BEIRUT: Lebanon’s political leaders on Sunday traded insults over the lack of progress in forming a new government, with no sign of a months-long stalemate coming to an end.

MP Gebran Bassil, who heads the Free Patriotic Movement (FPM) and is also the president’s son-in-law, began a fresh round of tit-for-tat barbs by accusing Prime Minister-designate Saad Hariri of being “bumptious and of violating the rights and dignity of others.”

“The president and the prime minister-designate are equal partners in forming the government, so they should both agree on everything including the form of the government, the number of ministries, distribution of portfolios, and the nominees. The government cannot be formed without the consent of the president,” said Bassil.

Hariri was tasked with forming a government last October, but has struggled to assemble a Cabinet.
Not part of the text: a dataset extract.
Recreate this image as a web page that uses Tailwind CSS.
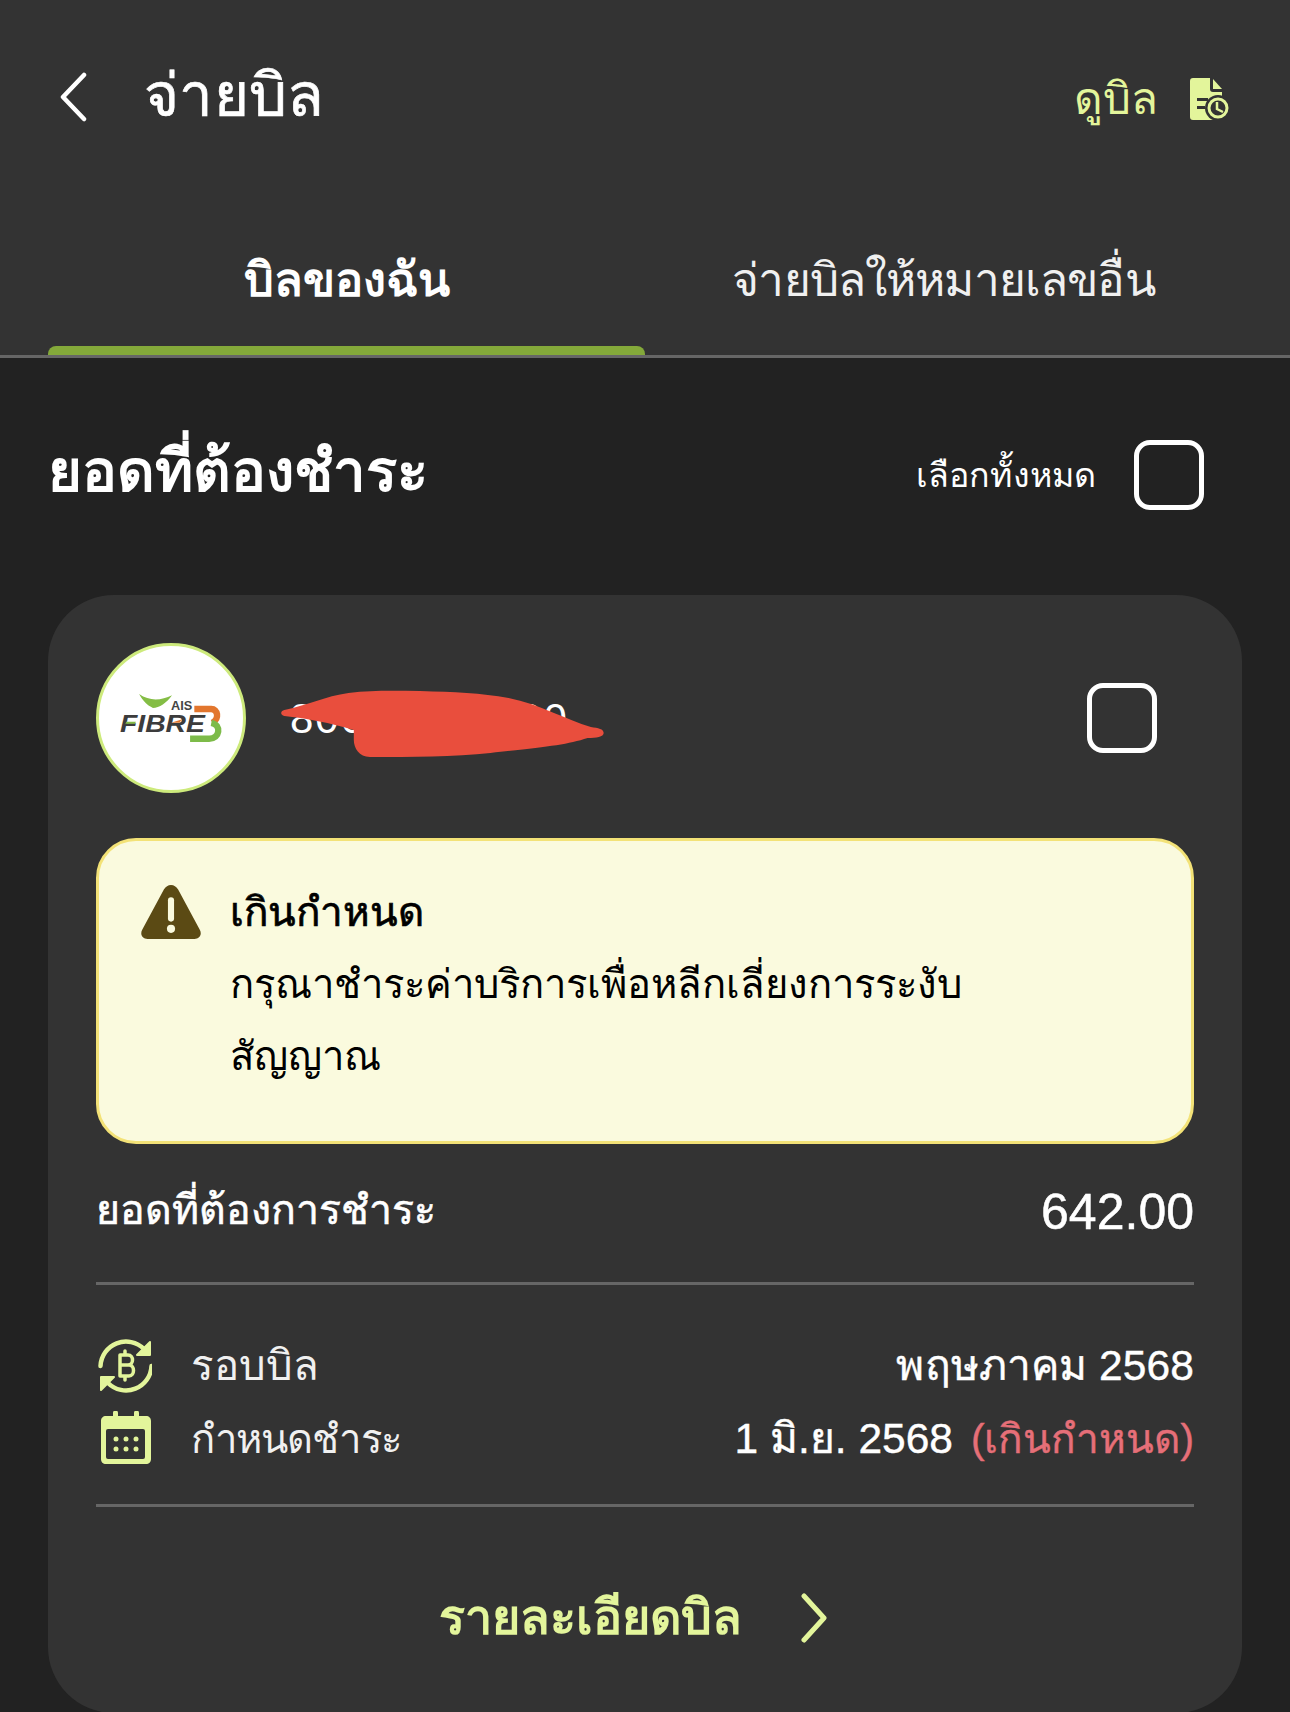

The country’s sectarian power-sharing system means that Lebanon’s president must be a Maronite Christian and the prime minister must be a Sunni Muslim.

A new government is crucial in carrying out the reforms demanded by the international community in return for much-needed financial aid to help the country with its many crises.


But there is increasing rancour between President Michel Aoun and the FPM on one side and Hariri and his allies on the other about who should be in the new government and what portfolios they should have.

Bassil said there was consensus between Hariri, Hezbollah, and the Amal Movement on nominating a Shiite finance minister, adding: “When the prime minister-designate says that nominating the Sunni ministers is his exclusive right, then agrees that the Progressive Socialist Party nominates his minister (who is Druze) and waits for Hezbollah and Amal to nominate the Shiite ministers, then he would be accepting to subject the formation of the government to the principle of federalism of confessions and parties. If this is the case, then it should be applied to the case of the Christians, including the president of the republic and the Christian blocs that are willing to participate in the government.”

The lawmaker, despite setting conditions for the government’s formation, said the FPM did not want to take part in the Cabinet.

However he asked that the number of seats in the new government be raised to 20 to include an additional Christian minister, saying that he personally preferred that the government have 22 or even 24 ministers so that nobody had more than one portfolio.

“The FPM insists on the principles of justice and balance in the distribution of portfolios, and regarding the nominees we accept what Hezbollah would accept for itself.”

But his conditions were rejected by the Future Movement, which is led by Hariri, because they failed to make “any breach in the wall” that was causing the deadlock and stalemate.

Hariri gave Aoun a draft lineup of 18 ministers in December, but the president rejected his proposal.

The Future Movement added that Bassil lived in “La La Land” and was isolating the presidency from what had happened after 2019’s massive street protests.

It said: “No one proposed to Bassil to participate in the government, and his attempt to delude the Lebanese that there are pressures exerted on him to participate is a funny joke. Christians are aware that their rights are different from Bassil’s personal interests, and the Maronite

Patriarchate’s approach is the real guarantee of national unity.”
Maronite Patriarch Mar Bechara Boutros Al-Rai, who tried to heal the political elite’s differences through a personal intervention, gave another stark warning about the country’s situation.

“Hunger is ravaging our people, the state is disintegrating, political authorities are still obstructing the work of the state and its constitutional institutions including not forming a government, and obstructing justice through political interventions,” he said in his Sunday sermon.

He renewed his call for a UN-sponsored international conference on Lebanon to “revive and revitalize” the country, its identity, its positive neutrality, non-alignment, and role as a stabilizing factor in the region.